In this study, an intelligent prediction method (VBGAP) integrating signal decomposition mechanism and physical constraints is proposed to address the problem of insufficient accuracy of real-time multi-step prediction of cutterhead torque of tunnel boring machine under complex geological conditions. A physically explicit modal decomposition of non-smooth torque time series signals is achieved through the implementation of variational modal decomposition. The experimental findings, derived from empirical data obtained from a real tunnel project in Northeast China, demonstrate that the proposed method attains an average RMSE, MAPE, and R² of 150.743, 104.096, 9.71 and 91.74%, respectively, in a multi-step prediction task with a 30-s time step. The model demonstrates a superior performance to conventional deep learning models (including Bi-GRU, Bi-LSTM, CNN, and Transformer) in terms of prediction accuracy, as evidenced by the significantly lower prediction error. Furthermore, the distribution of prediction errors is more uniform, which serves as a testament to the model’s reliability in long-step prediction tasks. In-depth analysis based on energy ratio heatmaps, window-wise error coupling, and correlation studies provides further evidence for the effectiveness of the energy ratio loss function. The observed high temporal correspondence between spikes in energy-ratio error and reconstruction error, as well as the strong positive correlation between these metrics, verifies that constraining modal energy ratios leads directly to improved signal reconstruction accuracy and reduces information loss. The ablation experiments further demonstrate that the synergy of VMD decomposition, Bi-GRU and self-attention mechanism, as well as the energy-conserving loss function have key contributions to improve the prediction accuracy. It has been demonstrated through empirical investigation that the proposed methodology has the capacity to facilitate the anticipation of alterations in the status of the cutter, thereby optimising the configuration of the digging parameters. This, in turn, has the potential to mitigate the risk of equipment degradation and enhance the construction efficiency.

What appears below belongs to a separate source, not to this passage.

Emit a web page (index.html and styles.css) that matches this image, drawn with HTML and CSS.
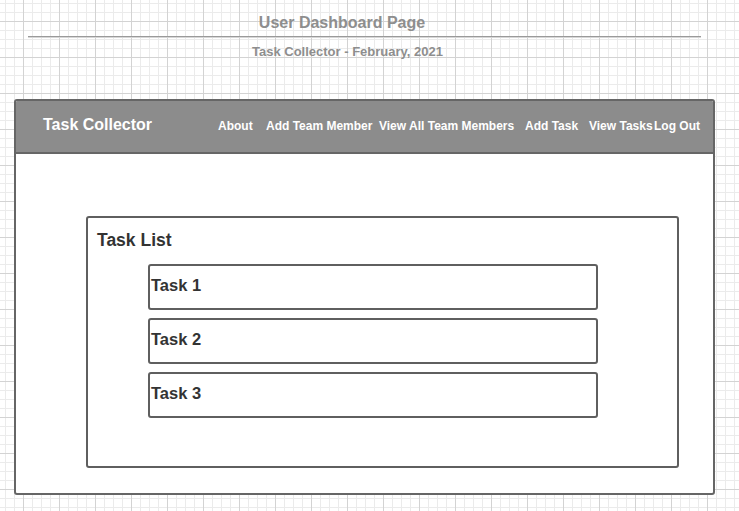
FILE: index.html
```html
<!DOCTYPE html>
<html>
<head>
<meta charset="utf-8">
<link rel="stylesheet" href="styles.css">
</head>
<body>
<div class="page">
  <div class="doc-head">
    <div class="doc-title">User Dashboard Page</div>
    <div class="doc-rule"></div>
    <div class="doc-sub">Task Collector - February, 2021</div>
  </div>
  <div class="frame">
    <div class="navbar">
      <div class="brand">Task Collector</div>
      <nav class="nav">
        <span class="nav-item w-about">About</span>
        <span class="nav-item w-addmember">Add Team Member</span>
        <span class="nav-item w-viewall">View All Team Members</span>
        <span class="nav-item w-addtask">Add Task</span>
        <span class="nav-item w-viewtasks">View Tasks</span>
        <span class="nav-item">Log Out</span>
      </nav>
    </div>
    <div class="content">
      <div class="card">
        <div class="card-title">Task List</div>
        <div class="tasks">
          <div class="task">Task 1</div>
          <div class="task">Task 2</div>
          <div class="task">Task 3</div>
        </div>
      </div>
    </div>
  </div>
</div>
</body>
</html>
```
FILE: styles.css
```css
html, body {
  margin: 0;
  padding: 0;
}
body {
  width: 739px;
  height: 511px;
  overflow: hidden;
  font-family: "Liberation Sans", Arial, sans-serif;
  font-weight: bold;
  background-color: #ffffff;
  background-image:
    linear-gradient(to right, #d3d3d3 1px, transparent 1px),
    linear-gradient(to bottom, #d3d3d3 1px, transparent 1px),
    linear-gradient(to right, #ebebeb 1px, transparent 1px),
    linear-gradient(to bottom, #ebebeb 1px, transparent 1px);
  background-size: 36px 36px, 36px 36px, 9px 9px, 9px 9px;
  background-position: 23px 0, 0 21px, 5px 0, 0 3px;
}
.page {
  display: flex;
  flex-direction: column;
}
.doc-head {
  margin-left: 28px;
  width: 673px;
  padding-top: 14px;
}
.doc-title {
  font-size: 16px;
  line-height: 18px;
  color: #8e8e8e;
  text-align: center;
  padding-right: 45px;
}
.doc-rule {
  margin-top: 4px;
  height: 0;
  border-top: 1px solid #9a9a9a;
  box-shadow: 0 1px 0 #d6d6d6;
}
.doc-sub {
  margin-top: 7px;
  font-size: 13px;
  line-height: 15px;
  color: #8e8e8e;
  text-align: center;
  padding-right: 34px;
}
.frame {
  margin-top: 40px;
  margin-left: 14px;
  width: 701px;
  height: 396px;
  box-sizing: border-box;
  border: 2px solid #666666;
  border-radius: 3px;
  background: #ffffff;
  display: flex;
  flex-direction: column;
  overflow: hidden;
}
.navbar {
  height: 51px;
  background: #8c8c8c;
  border-bottom: 2px solid #666666;
  display: flex;
  align-items: center;
  color: #ffffff;
}
.brand {
  margin-left: 27px;
  width: 175px;
  font-size: 16px;
  padding-bottom: 4px;
}
.nav {
  display: flex;
  font-size: 12px;
  padding-bottom: 2px;
}
.nav-item {
  white-space: nowrap;
}
.w-about { width: 48px; }
.w-addmember { width: 113px; }
.w-viewall { width: 146px; }
.w-addtask { width: 64px; }
.w-viewtasks { width: 65px; }
.content {
  padding-top: 62px;
  padding-left: 70px;
}
.card {
  width: 593px;
  height: 252px;
  box-sizing: border-box;
  border: 2px solid #5f5f5f;
  border-radius: 3px;
  padding: 12px 0 0 9px;
}
.card-title {
  font-size: 17.5px;
  line-height: 20px;
  color: #333333;
}
.tasks {
  margin-top: 14px;
  margin-left: 51px;
  display: flex;
  flex-direction: column;
  gap: 8px;
}
.task {
  width: 450px;
  height: 46px;
  box-sizing: border-box;
  border: 2px solid #5f5f5f;
  border-radius: 3px;
  padding: 10px 0 0 1px;
  font-size: 16.5px;
  line-height: 19px;
  color: #333333;
}
```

The contributions of this study are as follows: (1) The original signal is decomposed into a set of narrow-band modes by VMD, and combined with the hybrid deep learning model to model separately, which effectively solves the problem of non-stationary signal feature extraction. (2) An energy proportion loss function is proposed, which suppresses the energy distribution deviation in signal reconstruction from the perspective of physical constraints, and enhances the physical consistency and generalization ability of the model. (3) The multi-step prediction of high-precision cutterhead torque in 30 s is realized, which provides reliable technical support for real-time control and intelligent decision-making of TBM tunneling parameters. Although VBGAP has achieved good results, the problem of information loss in signal decomposition-reconstruction and the prediction of high-frequency modal components need to be further solved. We will explore more solutions in future research.